The Obama-Biden cap-and-trade policy will require all pollution credits to be auctioned, and proceeds will go to investments in a clean energy future, habitat protections, and rebates and other transition relief for families.
In fact, he's been talking about the cap and trade auctions since at least October 2007. So they can either shell out the money, or find a way to pollute less. Sounds like a win-win for us to me.
I can't help but wonder where the surprise seems to be coming from. The budget Pres. Obama proposed, much like his withdrawal from Iraq, is full of stuff he PROMISED to do during the campaign.
From today's address:
The system we have now might work for the powerful and well-connected interests that have run Washington for far too long, but I don't. I work for the American people. I didn't come here to do the same thing we've been doing or to take small steps forward, I came to provide the sweeping change that this country demanded when it went to the polls in November.

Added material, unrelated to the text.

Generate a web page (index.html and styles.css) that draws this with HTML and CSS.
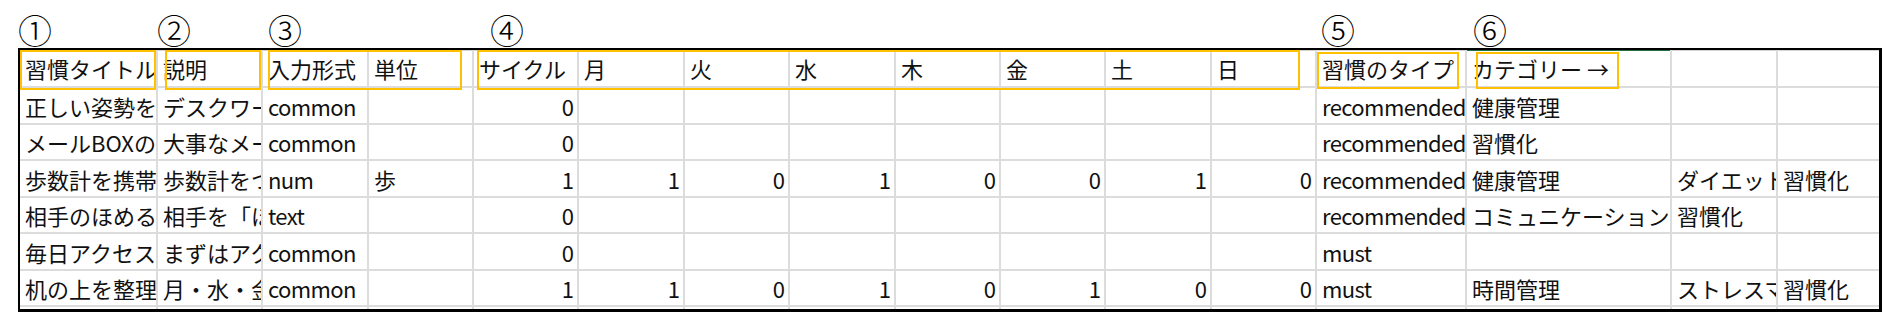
FILE: index.html
```html
<!DOCTYPE html>
<html lang="ja">
<head>
<meta charset="utf-8">
<title>習慣シート</title>
<link rel="stylesheet" href="styles.css">
</head>
<body>
<div class="sheet">
  <div class="labels">
    <span class="lbl l1">①</span>
    <span class="lbl l2">②</span>
    <span class="lbl l3">③</span>
    <span class="lbl l4">④</span>
    <span class="lbl l5">⑤</span>
    <span class="lbl l6">⑥</span>
  </div>
  <div class="table">
    <div class="grid">
      <div class="c h">習慣タイトル</div><div class="c h">説明</div><div class="c h">入力形式</div><div class="c h">単位</div><div class="c h">サイクル</div><div class="c h">月</div><div class="c h">火</div><div class="c h">水</div><div class="c h">木</div><div class="c h">金</div><div class="c h">土</div><div class="c h">日</div><div class="c h">習慣のタイプ</div><div class="c h sel">カテゴリー →</div><div class="c h"></div><div class="c h last"></div>

      <div class="c">正しい姿勢をキープする</div><div class="c">デスクワーク中は背筋を伸ばす</div><div class="c en">common</div><div class="c"></div><div class="c n">0</div><div class="c"></div><div class="c"></div><div class="c"></div><div class="c"></div><div class="c"></div><div class="c"></div><div class="c"></div><div class="c en">recommended</div><div class="c">健康管理</div><div class="c"></div><div class="c last"></div>

      <div class="c">メールBOXの整理</div><div class="c">大事なメールを見落とさない</div><div class="c en">common</div><div class="c"></div><div class="c n">0</div><div class="c"></div><div class="c"></div><div class="c"></div><div class="c"></div><div class="c"></div><div class="c"></div><div class="c"></div><div class="c en">recommended</div><div class="c">習慣化</div><div class="c"></div><div class="c last"></div>

      <div class="c">歩数計を携帯する</div><div class="c">歩数計をつけて歩く</div><div class="c en">num</div><div class="c">歩</div><div class="c n">1</div><div class="c n">1</div><div class="c n">0</div><div class="c n">1</div><div class="c n">0</div><div class="c n">0</div><div class="c n">1</div><div class="c n">0</div><div class="c en">recommended</div><div class="c">健康管理</div><div class="c">ダイエット</div><div class="c last">習慣化</div>

      <div class="c">相手のほめるところを探す</div><div class="c">相手を「ほめる」習慣</div><div class="c en">text</div><div class="c"></div><div class="c n">0</div><div class="c"></div><div class="c"></div><div class="c"></div><div class="c"></div><div class="c"></div><div class="c"></div><div class="c"></div><div class="c en">recommended</div><div class="c">コミュニケーション</div><div class="c">習慣化</div><div class="c last"></div>

      <div class="c">毎日アクセスする</div><div class="c">まずはアクセスから</div><div class="c en">common</div><div class="c"></div><div class="c n">0</div><div class="c"></div><div class="c"></div><div class="c"></div><div class="c"></div><div class="c"></div><div class="c"></div><div class="c"></div><div class="c en">must</div><div class="c"></div><div class="c"></div><div class="c last"></div>

      <div class="c">机の上を整理する</div><div class="c">月・水・金に片付ける</div><div class="c en">common</div><div class="c"></div><div class="c n">1</div><div class="c n">1</div><div class="c n">0</div><div class="c n">1</div><div class="c n">0</div><div class="c n">1</div><div class="c n">0</div><div class="c n">0</div><div class="c en">must</div><div class="c">時間管理</div><div class="c">ストレスマネジメント</div><div class="c last">習慣化</div>

      <div class="c"></div><div class="c"></div><div class="c"></div><div class="c"></div><div class="c"></div><div class="c"></div><div class="c"></div><div class="c"></div><div class="c"></div><div class="c"></div><div class="c"></div><div class="c"></div><div class="c"></div><div class="c"></div><div class="c"></div><div class="c last"></div>
    </div>
    <div class="box b1"></div>
    <div class="box b2"></div>
    <div class="box b3"></div>
    <div class="box b4"></div>
    <div class="box b5"></div>
    <div class="box b6"></div>
  </div>
</div>
</body>
</html>
```

FILE: styles.css
```css
* { box-sizing: border-box; }

body {
  margin: 0;
  background: #ffffff;
  font-family: "Noto Sans CJK JP", "Noto Sans", sans-serif;
  color: #111111;
}

.sheet {
  width: 1883px;
  height: 312px;
  overflow: hidden;
}

.labels {
  display: grid;
  grid-template-columns: 20px 138px 105px 106px 105px 105px 106px 105px 106px 105px 105px 106px 105px 150px 205px 106px 101px;
  height: 48px;
  align-items: start;
  font-size: 34px;
  line-height: 0.8;
  color: #000;
  font-weight: 300;
}

.lbl { display: block; margin-top: 16px; }
.l1 { grid-column: 2; margin-left: -2px; }
.l2 { grid-column: 3; margin-left: -1px; }
.l3 { grid-column: 4; margin-left: 5px; }
.l4 { grid-column: 6; margin-left: 16px; }
.l5 { grid-column: 14; margin-left: 4px; }
.l6 { grid-column: 15; margin-left: 6px; }

.table {
  position: relative;
  margin-left: 18px;
  width: 1864px;
  height: 264px;
  border-left: 2px solid #000;
  border-top: 2px solid #000;
  border-right: 3px solid #000;
  border-bottom: 3px solid #000;
  overflow: hidden;
}

.grid {
  display: grid;
  grid-template-columns: 138px 105px 106px 105px 105px 106px 105px 106px 105px 105px 106px 105px 150px 205px 106px 101px;
  grid-template-rows: 38px 37px 36px 37px 36px 37px 36px 36px;
}

.c {
  display: flex;
  align-items: center;
  padding: 0 4px 0 5px;
  border-right: 2px solid #dcdcdc;
  border-bottom: 2px solid #dcdcdc;
  font-size: 22px;
  line-height: 1;
  white-space: nowrap;
  overflow: hidden;
}

.c.en { letter-spacing: -0.6px; }

.c.last { border-right: none; }

.h { box-shadow: inset 0 1px 0 #d4d4d4; }
.h.sel { box-shadow: inset 0 1px 0 #217346; }

.n { justify-content: flex-end; padding-right: 3px; }

.box {
  position: absolute;
  border: 2px solid #ffc000;
  top: 0;
  height: 40px;
}

.b1 { left: 0; width: 136px; }
.b2 { left: 145px; width: 96px; }
.b3 { left: 248px; width: 194px; }
.b4 { left: 457px; width: 823px; }
.b5 { left: 1297px; width: 142px; top: 2px; height: 37px; }
.b6 { left: 1456px; width: 143px; top: 2px; height: 37px; }
```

So it's going to be a fight, but I think our President is prepared to bring the gun to the knife fight and get his budget passed to enact that change we are all supposed to believe in. I have a feeling President Obama will come out on top here because he'll definitely have the backing of a majority of the American people when it comes to fighting special interests, and Congress will be forced to listen to its constituents.